In the past, U.S. support for Israel might have been connected also to electoral victory and especially fundraising from Jewish donors – but that too is changing as support for Israel plummets among the U.S. public, especially among the far-right isolationist wing, and among American youth, because of the country’s brutality in the Gaza war and the generally illiberal posture of the Netanyahu government.

When the American vision of foreign policy is stripped of its moral foundation — a foundation that shaped the post-World War II global order — Israel is in a particularly precarious position. For years, Washington’s unwavering support was built not only on shared interests but on an idea: a shared Western identity, a liberal democracy standing against oppressive forces. Contrary to what many in Israel believe, Democrats carried this banner no less, and perhaps more, than Republicans. They understood the value of the region’s only democracy, even when it faltered.
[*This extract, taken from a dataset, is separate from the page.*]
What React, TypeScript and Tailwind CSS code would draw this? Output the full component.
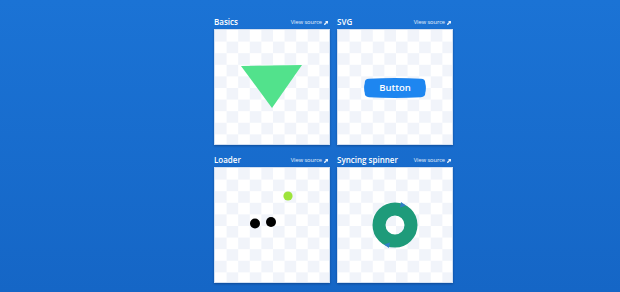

But Israel abandoned the Democrats with surprising ease. Netanyahu led a dangerous gamble: full alignment with the Republican Party, based on the belief that interests and sympathy among Trumpists were stronger. Yet a partnership based on anti-Muslim animus and global populism is not a values-based alliance, and therefore it is easily discarded.  Israel may be left depending on the support in the U.S. of evangelical Christians, which comes with its own complications.

In an environment where America views the world as an endless struggle for material power, and has little interest in discouraging authoritarians or standing up for shared values, Israel’s position weakens dramatically.

The new U.S. strategy makes it clear more than ever: The cards Netanyahu placed on the table were dangerous from the outset. Instead of safeguarding the bipartisan alliance with Washington — the alliance that has been Israel’s ultimate pillar of support — he made it dependent on one side of the political map, and that side no longer believes in shared values or commitments to democracies. When everything is transactional, nothing is assured.